- _INSTRUCTION_
Scan the material that follows. Copy every line containing the word "TypeScript".

- _RECORDS SUPPLIED_
• • •

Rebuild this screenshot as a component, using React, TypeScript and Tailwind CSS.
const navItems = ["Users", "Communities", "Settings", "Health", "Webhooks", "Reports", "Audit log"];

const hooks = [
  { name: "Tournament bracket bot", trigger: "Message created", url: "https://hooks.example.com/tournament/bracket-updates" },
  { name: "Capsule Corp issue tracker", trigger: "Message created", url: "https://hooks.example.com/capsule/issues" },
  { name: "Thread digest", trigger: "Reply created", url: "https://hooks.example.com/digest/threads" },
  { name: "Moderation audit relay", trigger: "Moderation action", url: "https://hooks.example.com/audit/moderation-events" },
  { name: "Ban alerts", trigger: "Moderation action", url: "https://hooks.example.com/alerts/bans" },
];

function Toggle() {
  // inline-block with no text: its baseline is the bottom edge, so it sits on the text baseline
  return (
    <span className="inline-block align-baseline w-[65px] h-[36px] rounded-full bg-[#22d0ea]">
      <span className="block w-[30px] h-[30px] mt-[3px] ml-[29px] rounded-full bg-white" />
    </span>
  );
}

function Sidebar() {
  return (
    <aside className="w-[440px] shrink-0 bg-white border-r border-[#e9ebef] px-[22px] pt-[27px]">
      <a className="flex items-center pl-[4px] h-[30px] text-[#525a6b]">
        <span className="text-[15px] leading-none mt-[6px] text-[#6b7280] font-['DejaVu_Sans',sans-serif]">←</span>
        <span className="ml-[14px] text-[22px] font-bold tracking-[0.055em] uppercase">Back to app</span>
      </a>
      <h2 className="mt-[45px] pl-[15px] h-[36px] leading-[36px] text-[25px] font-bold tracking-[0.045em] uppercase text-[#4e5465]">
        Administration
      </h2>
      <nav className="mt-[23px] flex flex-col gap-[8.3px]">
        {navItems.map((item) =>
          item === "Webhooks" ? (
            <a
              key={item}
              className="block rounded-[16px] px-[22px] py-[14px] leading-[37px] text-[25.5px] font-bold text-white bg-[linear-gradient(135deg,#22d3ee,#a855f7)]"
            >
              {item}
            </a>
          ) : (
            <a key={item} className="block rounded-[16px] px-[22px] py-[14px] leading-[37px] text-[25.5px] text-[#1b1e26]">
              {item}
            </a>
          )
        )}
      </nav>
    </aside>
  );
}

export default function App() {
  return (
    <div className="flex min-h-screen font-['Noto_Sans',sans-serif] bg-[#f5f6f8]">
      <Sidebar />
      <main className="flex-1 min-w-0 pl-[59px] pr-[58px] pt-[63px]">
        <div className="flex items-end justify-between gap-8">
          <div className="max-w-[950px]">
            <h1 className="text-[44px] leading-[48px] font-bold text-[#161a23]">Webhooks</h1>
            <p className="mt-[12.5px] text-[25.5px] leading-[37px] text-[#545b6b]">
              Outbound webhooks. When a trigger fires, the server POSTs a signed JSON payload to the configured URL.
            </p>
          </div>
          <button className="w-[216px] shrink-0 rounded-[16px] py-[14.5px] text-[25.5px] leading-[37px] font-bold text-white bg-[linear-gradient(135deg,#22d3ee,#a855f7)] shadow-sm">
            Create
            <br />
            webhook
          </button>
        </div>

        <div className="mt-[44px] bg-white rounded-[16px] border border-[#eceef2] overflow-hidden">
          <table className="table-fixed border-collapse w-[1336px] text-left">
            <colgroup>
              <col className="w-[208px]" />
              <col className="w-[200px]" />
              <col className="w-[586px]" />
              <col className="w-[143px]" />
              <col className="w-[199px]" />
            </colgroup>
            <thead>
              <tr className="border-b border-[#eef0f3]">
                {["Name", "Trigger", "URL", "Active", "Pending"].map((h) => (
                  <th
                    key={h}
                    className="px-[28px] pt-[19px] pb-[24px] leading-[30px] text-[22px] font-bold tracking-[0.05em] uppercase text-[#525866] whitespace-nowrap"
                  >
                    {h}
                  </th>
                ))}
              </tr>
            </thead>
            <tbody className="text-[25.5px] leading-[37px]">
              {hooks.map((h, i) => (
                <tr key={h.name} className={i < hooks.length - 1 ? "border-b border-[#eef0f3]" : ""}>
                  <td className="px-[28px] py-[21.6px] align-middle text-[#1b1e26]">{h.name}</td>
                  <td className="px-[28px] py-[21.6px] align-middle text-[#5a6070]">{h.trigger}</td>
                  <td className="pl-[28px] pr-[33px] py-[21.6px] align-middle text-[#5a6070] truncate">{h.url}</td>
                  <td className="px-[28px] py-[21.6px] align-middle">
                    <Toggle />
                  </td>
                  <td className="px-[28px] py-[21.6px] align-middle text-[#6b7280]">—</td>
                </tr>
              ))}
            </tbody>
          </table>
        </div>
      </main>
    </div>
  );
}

• • •

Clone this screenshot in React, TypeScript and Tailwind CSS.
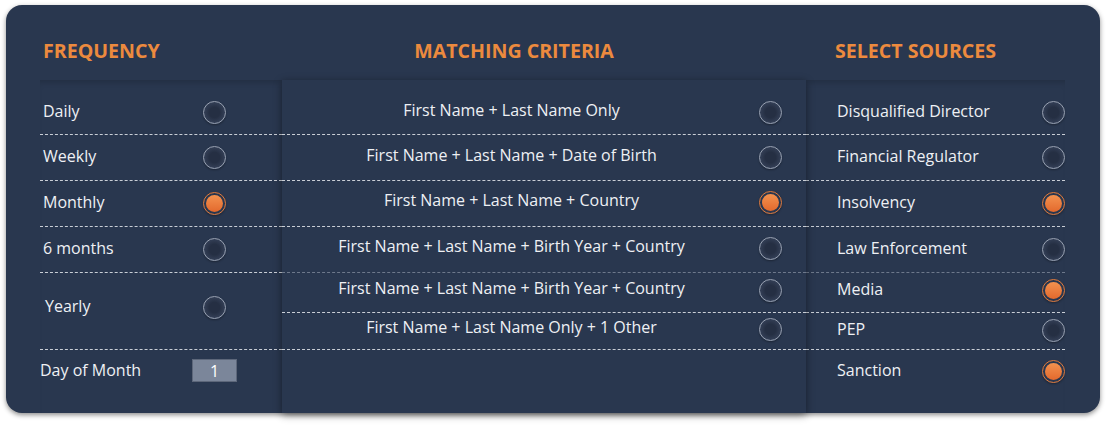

• • •

- _SOLUTION_
Rebuild this screenshot as a component, using React, TypeScript and Tailwind CSS.
Clone this screenshot in React, TypeScript and Tailwind CSS.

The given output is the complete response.